Some phrasal verbs can be separated.

Example:
Pick up the keys.
Pick the keys up.

When the object is a pronoun, it usually goes in the middle:

Pick them up.
Not: Pick up them.

Can prepositional verbs be separated?

No. Prepositional verbs are not separated from their objects.

Correct: She depends on her team.
Correct: She depends on them.
Wrong: She depends them on.

Is “look up” a phrasal verb or a prepositional verb?

Look up is usually a phrasal verb when it means “search for information.”

Example:
I looked up the address.
I looked the address up.

Because the object can move, it behaves like a phrasal verb.
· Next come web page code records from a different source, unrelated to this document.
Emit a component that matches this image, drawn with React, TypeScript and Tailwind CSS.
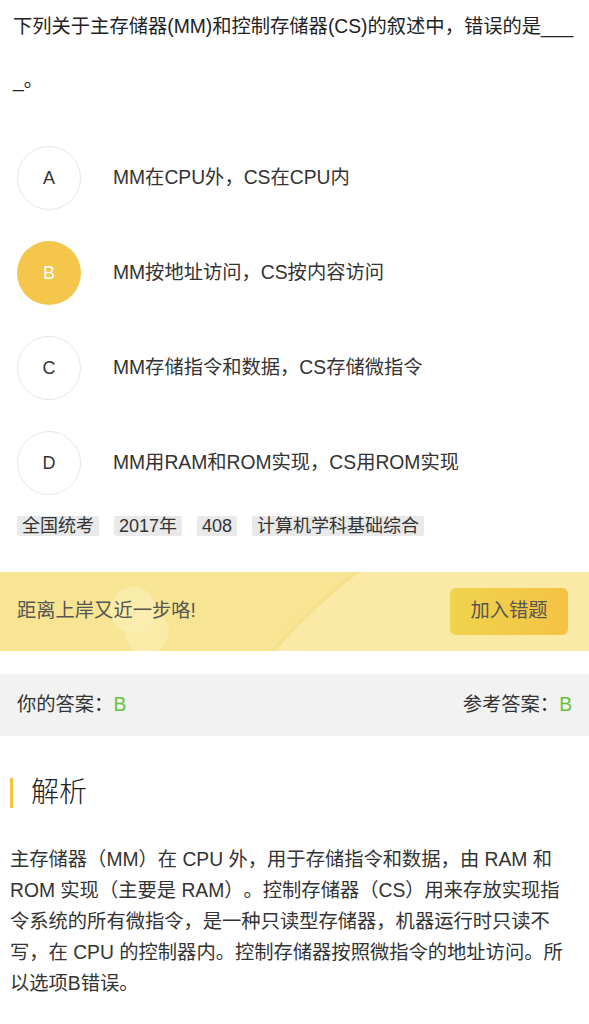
const options = [
  { key: 'A', text: 'MM在CPU外，CS在CPU内' },
  { key: 'B', text: 'MM按地址访问，CS按内容访问' },
  { key: 'C', text: 'MM存储指令和数据，CS存储微指令' },
  { key: 'D', text: 'MM用RAM和ROM实现，CS用ROM实现' },
];

const tags = ['全国统考', '2017年', '408', '计算机学科基础综合'];

const font = { fontFamily: '"Liberation Sans", "Noto Sans CJK SC", sans-serif' };

export default function App() {
  const selected = 'B';

  return (
    <div className="min-h-screen bg-white text-[#333] [text-spacing-trim:space-all]" style={font}>
      {/* 题目 */}
      <div className="px-[13px] text-[19.3px] leading-[54px] text-[#222]">
        下列关于主存储器(MM)和控制存储器(CS)的叙述中，错误的是___
        <br />
        _。
      </div>

      {/* 选项 */}
      <div className="mt-[38px] flex flex-col gap-[31px] pl-[17px]">
        {options.map((o) => (
          <div key={o.key} className="flex items-center gap-[32px]">
            <div
              className={
                o.key === selected
                  ? 'flex h-[64px] w-[64px] shrink-0 items-center justify-center rounded-full bg-[#f4c64b] text-[18px] text-white'
                  : 'flex h-[64px] w-[64px] shrink-0 items-center justify-center rounded-full border border-[#e6e6e6] text-[18px] text-[#333]'
              }
            >
              {o.key}
            </div>
            <span className="text-[19.3px] text-[#333]">{o.text}</span>
          </div>
        ))}
      </div>

      {/* 标签 */}
      <div className="mt-[21px] flex gap-[15px] pl-[17px]">
        {tags.map((t) => (
          <span key={t} className="rounded-[2px] bg-[#e9e9e9] px-[5px] text-[18px] leading-[20px] text-[#333]">
            {t}
          </span>
        ))}
      </div>

      {/* 加入错题 */}
      <div className="relative mt-[36px] flex h-[79px] items-center justify-between overflow-hidden bg-[#f8e594] pl-[17px] pr-[21px]">
        <div className="absolute left-[136px] top-[-114px] h-[1128px] w-[1128px] rounded-full bg-[#faeaa6] shadow-[0_0_0_4px_#f6e08b]" />
        <div className="absolute left-[110px] top-[15px] h-[46px] w-[46px] rounded-full bg-[#fbefb4]/70" />
        <div className="absolute left-[125px] top-[38px] h-[44px] w-[44px] rounded-full bg-[#fbefb4]/60" />
        <span className="relative text-[19.3px] text-[#555]">距离上岸又近一步咯!</span>
        <button className="relative flex h-[47px] w-[118px] items-center justify-center rounded-[6px] bg-gradient-to-r from-[#efd44c] to-[#f4c245] text-[19.3px] text-[#555]">
          加入错题
        </button>
      </div>

      {/* 答案 */}
      <div className="mt-[23px] flex h-[62px] items-center justify-between bg-[#f2f2f2] px-[17px] text-[19.3px] text-[#333]">
        <span>
          你的答案：<span className="text-[#67c23a]">B</span>
        </span>
        <span>
          参考答案：<span className="text-[#67c23a]">B</span>
        </span>
      </div>

      {/* 解析 */}
      <div className="mt-[36px] flex items-center gap-[18px] pl-[10px]">
        <div className="h-[30px] w-[3px] bg-[#f5c142]" />
        <span className="text-[28px] font-light text-[#222]">解析</span>
      </div>

      <p className="mt-[30px] pl-[10px] pr-[16px] text-[19.3px] leading-[31px] text-[#333]">
        主存储器（MM）在 CPU 外，用于存储指令和数据，由 RAM 和 ROM 实现（主要是 RAM）。控制存储器（CS）用来存放实现指令系统的所有微指令，是一种只读型存储器，机器运行时只读不写，在 CPU 的控制器内。控制存储器按照微指令的地址访问。所以选项B错误。
      </p>
    </div>
  );
}
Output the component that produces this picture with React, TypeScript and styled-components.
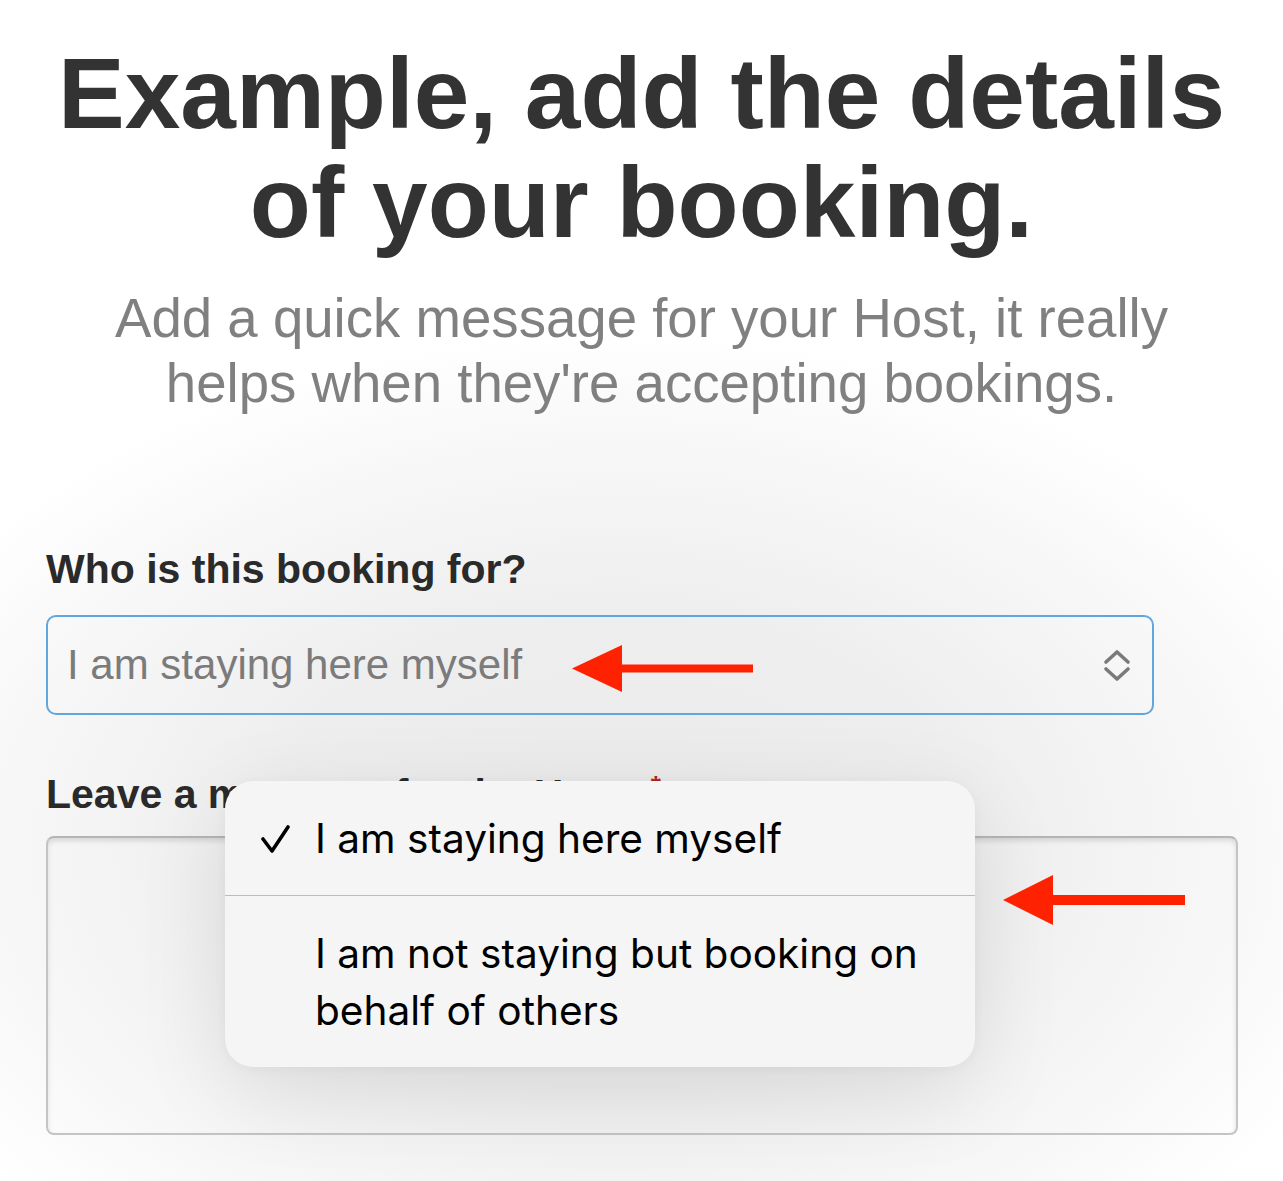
import React from "react";
import styled, { createGlobalStyle } from "styled-components";

const GlobalStyle = createGlobalStyle`
  html, body {
    margin: 0;
    padding: 0;
  }
  body {
    font-family: "Liberation Sans", Arial, sans-serif;
    background: #fff;
  }
`;

const Page = styled.main`
  width: 1283px;
  min-height: 1181px;
  box-sizing: border-box;
  padding-top: 39px;
  overflow: hidden;
  background: radial-gradient(
    ellipse 62% 44% at 48% 72%,
    #eaeaea 0%,
    #eeeeee 45%,
    #f8f8f8 80%,
    #ffffff 100%
  );
`;

const Title = styled.h1`
  margin: 0;
  font-size: 100px;
  line-height: 109px;
  font-weight: 700;
  color: #333333;
  text-align: center;
`;

const Subtitle = styled.p`
  margin: 29px 0 0;
  font-size: 54.6px;
  line-height: 65px;
  color: #808080;
  text-align: center;
`;

const Form = styled.section`
  position: relative;
  margin: 129px 0 0 46px;
`;

const Label = styled.h2<{ $gap?: number }>`
  margin: ${(p) => p.$gap ?? 0}px 0 0;
  font-size: 41px;
  line-height: 48px;
  font-weight: 700;
  color: #2a2a2a;
`;

const Required = styled.span`
  position: relative;
  top: -14px;
  margin-left: 26px;
  font-size: 26px;
  line-height: 0;
  color: #b3261e;
`;

const Select = styled.div`
  position: relative;
  margin-top: 22px;
  width: 1108px;
  height: 100px;
  box-sizing: border-box;
  border: 2px solid #62a6de;
  border-radius: 10px;
  display: flex;
  align-items: center;
  padding: 0 21px 0 19px;
`;

const SelectValue = styled.span`
  font-size: 42px;
  line-height: 50px;
  color: #7b7b7b;
`;

const Chevrons = styled.svg`
  margin-left: auto;
`;

const TextArea = styled.div`
  margin-top: 18px;
  width: 1192px;
  height: 299px;
  box-sizing: border-box;
  border: 2px solid #c4c4c4;
  border-top-color: #b5b5b5;
  border-radius: 8px;
  box-shadow: inset 0 3px 5px rgba(0, 0, 0, 0.12);
`;

const Picker = styled.ul`
  position: absolute;
  top: 236px;
  left: 179px;
  width: 750px;
  margin: 0;
  padding: 0;
  list-style: none;
  border-radius: 28px;
  background: #f5f5f5;
  box-shadow: 0 24px 90px rgba(0, 0, 0, 0.1), 0 2px 12px rgba(0, 0, 0, 0.04);
  font-family: Inter, "Noto Sans", sans-serif;
  overflow: hidden;
`;

const Option = styled.li<{ $divider?: boolean }>`
  display: grid;
  grid-template-columns: 55px 1fr;
  padding: 29px 20px 28px 35px;
  font-size: 40.6px;
  line-height: 57px;
  color: #000;
  border-top: ${(p) => (p.$divider ? "1px solid #bdbdbd" : "none")};
`;

const Check = styled.svg`
  margin-top: 15px;
`;

const Pointer = styled.div<{ $top: number; $left: number }>`
  position: absolute;
  top: ${(p) => p.$top}px;
  left: ${(p) => p.$left}px;
  line-height: 0;
`;

function RedArrow({ w, h, t }: { w: number; h: number; t: number }) {
  const head = 50;
  return (
    <svg width={w} height={h} viewBox={`0 0 ${w} ${h}`}>
      <polygon points={`0,${h / 2} ${head},0 ${head},${h}`} fill="#ff2200" />
      <rect x={head - 1} y={(h - t) / 2} width={w - head + 1} height={t} fill="#ff2200" />
    </svg>
  );
}

export default function App() {
  return (
    <Page>
      <GlobalStyle />
      <Title>
        Example, add the details
        <br />
        of your booking.
      </Title>
      <Subtitle>
        Add a quick message for your Host, it really
        <br />
        helps when they're accepting bookings.
      </Subtitle>

      <Form>
        <Label>Who is this booking for?</Label>
        <Select>
          <SelectValue>I am staying here myself</SelectValue>
          <Chevrons width="28" height="33" viewBox="0 0 28 33" fill="none">
            <path
              d="M3 13 L14 3 L25 13 M3 20 L14 30 L25 20"
              stroke="#7a7a7a"
              strokeWidth="3.6"
              strokeLinecap="round"
              strokeLinejoin="round"
            />
          </Chevrons>
          <Pointer $top={28} $left={524}>
            <RedArrow w={181} h={47} t={8} />
          </Pointer>
        </Select>

        <Label $gap={55}>
          Leave a message for the Host
          <Required>*</Required>
        </Label>
        <TextArea />

        <Picker>
          <Option>
            <Check width="30" height="29" viewBox="0 0 30 29" fill="none">
              <path
                d="M3 14 L12 26 L28 2"
                stroke="#000"
                strokeWidth="3.6"
                strokeLinecap="round"
                strokeLinejoin="round"
              />
            </Check>
            <span>I am staying here myself</span>
          </Option>
          <Option $divider>
            <span />
            <span>I am not staying but booking on behalf of others</span>
          </Option>
        </Picker>

        <Pointer $top={330} $left={957}>
          <RedArrow w={182} h={50} t={10} />
        </Pointer>
      </Form>
    </Page>
  );
}
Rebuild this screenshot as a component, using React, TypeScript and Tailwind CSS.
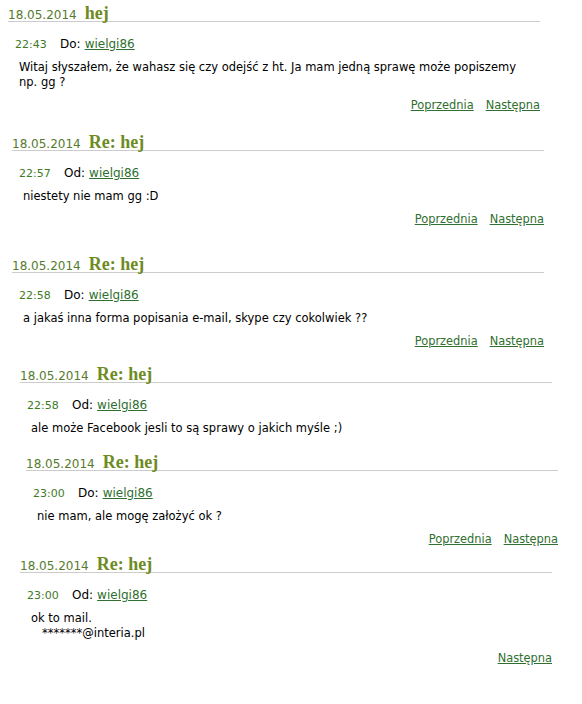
import React from "react";

type Msg = {
  ml: number;
  mt: number;
  title: string;
  time: string;
  dir: string;
  body: React.ReactNode;
  prev: boolean;
  next: boolean;
  lt: number;
};

const msgs: Msg[] = [
  { ml: 8, mt: 5, lt: 8, title: "hej", time: "22:43", dir: "Do:", body: <>Witaj słyszałem, że wahasz się czy odejść z ht. Ja mam jedną sprawę może popiszemy np. gg ?</>, prev: true, next: true },
  { ml: 12, mt: 21, lt: 8, title: "Re: hej", time: "22:57", dir: "Od:", body: <>niestety nie mam gg :D</>, prev: true, next: true },
  { ml: 12, mt: 29, lt: 8, title: "Re: hej", time: "22:58", dir: "Do:", body: <>a jakaś inna forma popisania e-mail, skype czy cokolwiek ??</>, prev: true, next: true },
  { ml: 20, mt: 17, lt: 8, title: "Re: hej", time: "22:58", dir: "Od:", body: <>ale może Facebook jesli to są sprawy o jakich myśle ;)</>, prev: false, next: false },
  { ml: 26, mt: 18, lt: 8, title: "Re: hej", time: "23:00", dir: "Do:", body: <>nie mam, ale mogę założyć ok ?</>, prev: true, next: true },
  { ml: 20, mt: 9, lt: 10, title: "Re: hej", time: "23:00", dir: "Od:", body: <>ok to mail.<br />&nbsp;&nbsp;&nbsp;*******@interia.pl</>, prev: false, next: true },
];

const font = { fontFamily: "'DejaVu Sans', Verdana, sans-serif" };

export default function App() {
  return (
    <div className="w-[582px] h-[704px] bg-white text-black" style={font}>
      {msgs.map((m, i) => (
        <div key={i} style={{ marginLeft: m.ml, paddingTop: m.mt }}>
          <div className="w-[532px] border-b border-[#cccccc] flex items-baseline h-[17px] leading-[17px]">
            <span className="text-[12px] text-[#557b2e]">18.05.2014</span>
            <span className="ml-[8px] text-[18px] font-bold text-[#6e8b1f]" style={{ fontFamily: "'Liberation Serif', 'Times New Roman', serif" }}>{m.title}</span>
          </div>
          <div className="mt-[15px] ml-[7px] leading-[14px] flex items-baseline">
            <span className="text-[11px] text-[#3f7a1f] w-[45px]">{m.time}</span>
            <span className="text-[12px]">{m.dir}</span>
            <a href="#" className="ml-[4px] text-[12px] text-[#2f6f2f] underline">wielgi86</a>
          </div>
          <div className="mt-[8px] ml-[11px] w-[505px] text-[11.5px] leading-[15px]">{m.body}</div>
          {(m.prev || m.next) && (
            <div className="w-[532px] flex justify-end gap-[12px] text-[11.4px] leading-[15px]" style={{ marginTop: m.lt }}>
              {m.prev && <a href="#" className="text-[#2f6f2f] underline">Poprzednia</a>}
              {m.next && <a href="#" className="text-[#2f6f2f] underline">Następna</a>}
            </div>
          )}
        </div>
      ))}
    </div>
  );
}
Is “look at” a phrasal verb or a prepositional verb?

Look at is a prepositional verb.

Example:
Look at the screen.
Look at it.

You cannot say look it at, so the object must stay after the preposition.

Why are phrasal verbs confusing?

Phrasal verbs are confusing because their meaning is not always obvious from the individual words. For example, give up does not mean “give” plus “up.” It means “quit” or “stop trying.”

Why are prepositional verbs confusing?

Prepositional verbs are confusing because the preposition is required. For example, you listen to music, depend on someone, and agree with a person. Leaving out the preposition usually makes the sentence sound wrong.

How can I tell if a verb is phrasal or prepositional?

Try moving the object.

If both versions work, it is likely a phrasal verb:

Turn off the TV.
Turn the TV off.

If the moved version sounds wrong, it is likely a prepositional verb:

Listen to the teacher.
Wrong: Listen the teacher to.

Are prepositional verbs always followed by an object?

Yes, prepositional verbs normally need an object after the preposition.

Example:
We waited for the bus.

Here, the bus is the object of for.

Are all phrasal verbs informal?

No. Many phrasal verbs are common in everyday speech, but that does not mean they are always too casual. Some fit naturally in school, work, and business writing. Still, in very formal writing, a single-word verb may sometimes sound more polished.

Example:
set up a meeting is normal in workplace English.
arrange a meeting may sound more formal.

What is the easiest rule to remember?

The easiest rule is: check where the object goes.

If the object can move, it is usually a phrasal verb.
If the object must stay after the preposition, it is a prepositional verb.

Conclusion

Phrasal verbs and prepositional verbs are both standard grammar terms, but they point to different sentence patterns.

Use phrasal verbs for verb expressions like turn off or look up, especially when the object can move.

Use prepositional verbs for verb expressions like listen to or depend on, where the object must stay after the preposition.

The safest rule is simple: test the object placement. If the object can move, you are probably looking at a phrasal verb. If the object must stay after the preposition, you are looking at a prepositional verb.